* [Task directions]: For each line below that includes the word "React", make a copy.

=-=-=-=-=

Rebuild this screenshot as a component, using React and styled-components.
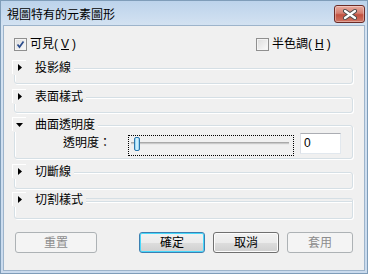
import React from "react";
import styled, { createGlobalStyle } from "styled-components";

const GlobalStyle = createGlobalStyle`
  html, body {
    margin: 0;
    padding: 0;
    background: #ffffff;
  }
  body {
    font-family: "Liberation Sans", "Noto Sans CJK TC", sans-serif;
    font-size: 12px;
    color: #000;
  }
  * {
    box-sizing: border-box;
  }
`;

const Window = styled.div`
  width: 368px;
  height: 274px;
  display: flex;
  flex-direction: column;
  border: 1px solid #7f9db9;
  background: linear-gradient(#bcd3eb, #d5e3f2 26px, #cadbee);
  padding: 0 2px 2px;
`;

const TitleBar = styled.div`
  height: 24px;
  display: flex;
  align-items: center;
  justify-content: space-between;
  padding: 2px 0 0 4px;
`;

const Title = styled.span`
  font-size: 12px;
  line-height: 14px;
  padding-top: 1px;
`;

const CloseButton = styled.div`
  width: 31px;
  height: 18px;
  border: 1px solid #6b2b27;
  border-radius: 3px;
  background: linear-gradient(#e7aa9e, #d47f71 45%, #c2503f 55%, #cf7564);
  box-shadow: inset 0 0 0 1px rgba(255, 255, 255, 0.35);
  display: flex;
  align-items: center;
  justify-content: center;
`;

const Client = styled.div`
  flex: 1;
  display: flex;
  flex-direction: column;
  border: 1px solid #9db4cb;
  background: #f0f0f0;
  padding: 0 11px 0 10px;
`;

const CheckRow = styled.div`
  margin-top: 11px;
  height: 14px;
  display: flex;
  align-items: center;
`;

const CheckLabel = styled.label`
  display: flex;
  align-items: center;
  gap: 3px;
  line-height: 14px;
  width: ${(p) => (p.$w ? `${p.$w}px` : "auto")};
  flex: ${(p) => (p.$grow ? 1 : "none")};
`;

const Box = styled.span`
  width: 13px;
  height: 13px;
  border: 1px solid #8f8f8f;
  background: linear-gradient(135deg, #dcdcdc, #fbfbfb);
  box-shadow: inset 0 0 0 1px #f4f4f4;
  display: flex;
  align-items: center;
  justify-content: center;
`;

const Group = styled.fieldset`
  margin: ${(p) => p.$top}px 0 0;
  padding: 0;
  min-width: 0;
  border: 1px solid #d5dfe5;
  border-top-width: ${(p) => (p.$double ? "4px" : "1px")};
  border-top-style: ${(p) => (p.$double ? "double" : "solid")};
  border-radius: 3px;
  box-shadow: inset 1px 1px 0 #ffffff, 1px 1px 0 #ffffff;
`;

const Legend = styled.legend`
  margin-left: -3px;
  padding: 0 3px 0 0;
  height: 14px;
  background: #f0f0f0;
`;

const LegendInner = styled.span`
  display: flex;
  align-items: center;
  height: 14px;
  line-height: 14px;
`;

const Toggle = styled.span`
  width: 14px;
  height: 14px;
  margin-top: -2px;
  border-top: 1px solid #ffffff;
  border-left: 1px solid #ffffff;
  display: flex;
  align-items: center;
  justify-content: center;
  margin-right: 9px;
`;

const GroupBody = styled.div`
  height: ${(p) => p.$h}px;
`;

const SliderRow = styled.div`
  display: flex;
  align-items: flex-start;
  padding: 1px 0 0 48px;
`;

const FieldLabel = styled.span`
  width: 65px;
  line-height: 14px;
  margin-top: 3px;
`;

const Slider = styled.div`
  position: relative;
  width: 166px;
  height: 21px;
  margin-top: 2px;
  border: 1px dotted #000;
`;

const Track = styled.div`
  margin: 6px 4px 0 2px;
  height: 3px;
  border-top: 1px solid #a9a9a9;
  border-bottom: 1px solid #e9e9e9;
  background: #c9c9c9;
`;

const Thumb = styled.div`
  position: absolute;
  left: 5px;
  top: 1px;
  width: 6px;
  height: 14px;
  border: 1px solid #2e77ad;
  border-radius: 2px;
  background: linear-gradient(90deg, #7fcdf1, #e6f8ff 50%, #7fcdf1);
`;

const Input = styled.div`
  width: 41px;
  height: 21px;
  margin-left: 6px;
  border: 1px solid #e2e8ee;
  border-top-color: #abadb3;
  border-left-color: #dbdfe6;
  background: #ffffff;
  padding: 2px 0 0 3px;
  font-size: 12px;
  line-height: 14px;
`;

const ButtonRow = styled.div`
  margin-top: 13px;
  display: flex;
  justify-content: space-between;
  padding-left: 1px;
`;

const ButtonGroup = styled.div`
  display: flex;
  gap: 8px;
`;

const Button = styled.button`
  width: ${(p) => p.$w}px;
  height: 21px;
  padding: 0;
  font-family: "Liberation Sans", "Noto Sans CJK TC", sans-serif;
  font-size: 12px;
  line-height: 14px;
  border-radius: 3px;
  color: ${(p) => (p.disabled ? "#8d8d8d" : "#000")};
  border: 1px solid
    ${(p) => (p.disabled ? "#adb2b5" : p.$default ? "#3c7fb1" : "#707070")};
  background: ${(p) =>
    p.disabled
      ? "#f4f4f4"
      : "linear-gradient(#f2f2f2 0%, #ebebeb 50%, #dddddd 51%, #cfcfcf 100%)"};
  box-shadow: ${(p) =>
    p.disabled
      ? "none"
      : p.$default
      ? "inset 0 0 0 1px #48d8fb"
      : "inset 0 0 0 1px #fcfcfc"};
`;

const Arrow = ({ down }) =>
  down ? (
    <svg width="7" height="4" viewBox="0 0 7 4">
      <path d="M0 0H7L3.5 4Z" fill="#000" />
    </svg>
  ) : (
    <svg width="4" height="7" viewBox="0 0 4 7">
      <path d="M0 0V7L4 3.5Z" fill="#000" />
    </svg>
  );

const Section = ({ title, top, h, open, double, children }) => (
  <Group $top={top} $double={double}>
    <Legend>
      <LegendInner>
        <Toggle>
          <Arrow down={open} />
        </Toggle>
        {title}
      </LegendInner>
    </Legend>
    <GroupBody $h={h}>{children}</GroupBody>
  </Group>
);

const Check = ({ checked }) => (
  <Box>
    {checked && (
      <svg width="9" height="9" viewBox="0 0 9 9">
        <path d="M1.5 4.5L3.5 7L7.5 1.5" fill="none" stroke="#2b4c8c" strokeWidth="1.7" />
      </svg>
    )}
  </Box>
);

export default function App() {
  return (
    <>
      <GlobalStyle />
      <Window>
        <TitleBar>
          <Title>視圖特有的元素圖形</Title>
          <CloseButton>
            <svg width="14" height="11" viewBox="0 0 14 11">
              <path d="M2 2L12 9M12 2L2 9" stroke="#4a4a4a" strokeWidth="4" strokeLinecap="round" />
              <path d="M2 2L12 9M12 2L2 9" stroke="#ffffff" strokeWidth="2.2" strokeLinecap="round" />
            </svg>
          </CloseButton>
        </TitleBar>
        <Client>
          <CheckRow>
            <CheckLabel $grow>
              <Check checked />
              可見(<u>V</u>)
            </CheckLabel>
            <CheckLabel $w={97}>
              <Check />
              半色調(<u>H</u>)
            </CheckLabel>
          </CheckRow>

          <Section title="投影線" top={10} h={8} />
          <Section title="表面樣式" top={6} h={8} />
          <Section title="曲面透明度" top={5} h={26} open>
            <SliderRow>
              <FieldLabel>透明度：</FieldLabel>
              <Slider>
                <Track />
                <Thumb />
              </Slider>
              <Input>0</Input>
            </SliderRow>
          </Section>
          <Section title="切斷線" top={6} h={9} />
          <Section title="切割樣式" top={4} h={11} double />

          <ButtonRow>
            <Button $w={82} disabled>
              重置
            </Button>
            <ButtonGroup>
              <Button $w={66} $default>
                確定
              </Button>
              <Button $w={66}>取消</Button>
              <Button $w={66} disabled>
                套用
              </Button>
            </ButtonGroup>
          </ButtonRow>
        </Client>
      </Window>
    </>
  );
}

=-=-=-=-=

* [Task response]:
Rebuild this screenshot as a component, using React and styled-components.
import React from "react";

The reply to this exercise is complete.